Para el escritor francés, bien conocido aquí por la traducción de sus fastuosas Memorias de Ultratumba, los antiguos griegos, siendo tan sabios, no sabían contemplar la naturaleza ni pintarla, y esto se debía precisamente a “la mitología, que, poblando el universo de elegantes fantasmas, despojaba a la Creación de su gravedad, de su grandeza y soledad. Fue preciso que el cristianismo viniese a expulsar ese pueblo de faunos, de sátiros y de ninfas, para devolver a las grutas su silencio y su magia a los bosques.
Los desiertos [se refiere también a los bosques y selvas desiertas que supuestamente pudo observar en un viaje a Norteamérica] presentan en nuestro culto un carácter más triste, más grave, más sublime […] El gigantesco espectáculo de la naturaleza no podía hacer sentir a los griegos y a los romanos las emociones que despierta en nuestras almas”.

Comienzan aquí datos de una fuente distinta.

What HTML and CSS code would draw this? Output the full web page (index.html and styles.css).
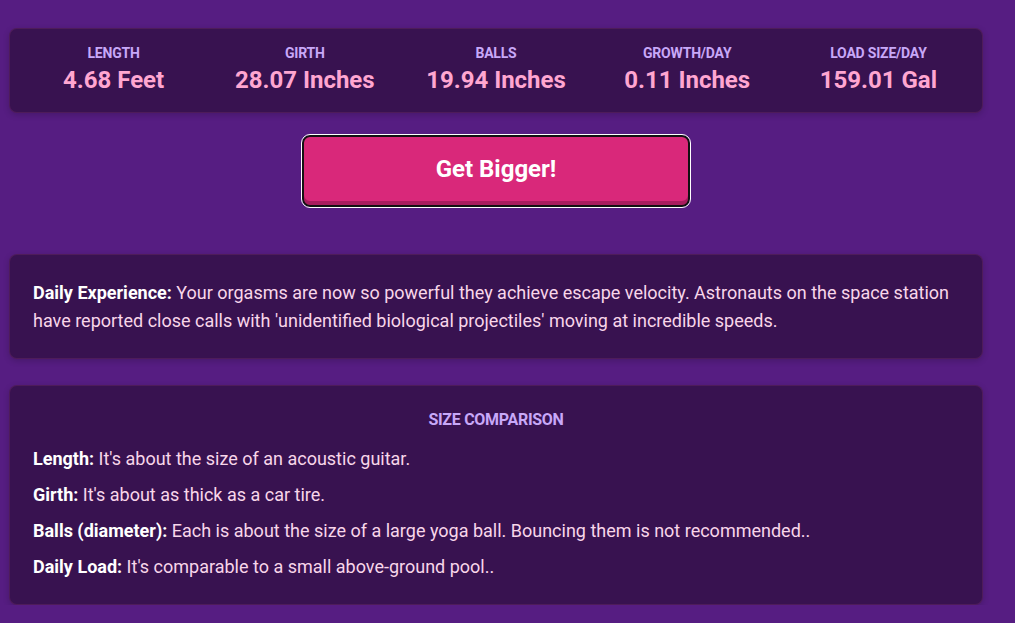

Ahora, a aquellas dos naturalezas, la poblada de dioses, a los que sirve de escenario, de los antiguos politeístas, y la bella, sublime y solitaria de los románticos y monoteístas como Chateaubriand, ha venido a sumarse (dice Cortina, a partir de su lectura de Justicia para los animales, de la profesora Martha Nussbaum), una tercera, la nuestra: hemos domesticado la naturaleza y ahora nos toca la responsabilidad ética de cuidarla: En Nussbaum, los bosques, que antaño estuvieron llenos de deidades y luego se vaciaron para convertirse en el espectáculo de la grandeza, la soledad y el misterio, han vuelto a poblarse de seres, que nos plantean sus exigencias éticas:
“Los vacíos mágicos de Chateaubriand han sido urbanizados, y acaso, la estética, en aquel sentido, ha fenecido; la ética, en cambio, ahí sigue, tan grande que ha podido ocupar su puesto. La encontraremos en los más inhóspitos desiertos del mundo. El espectáculo ha sido sustituido por el quehacer”.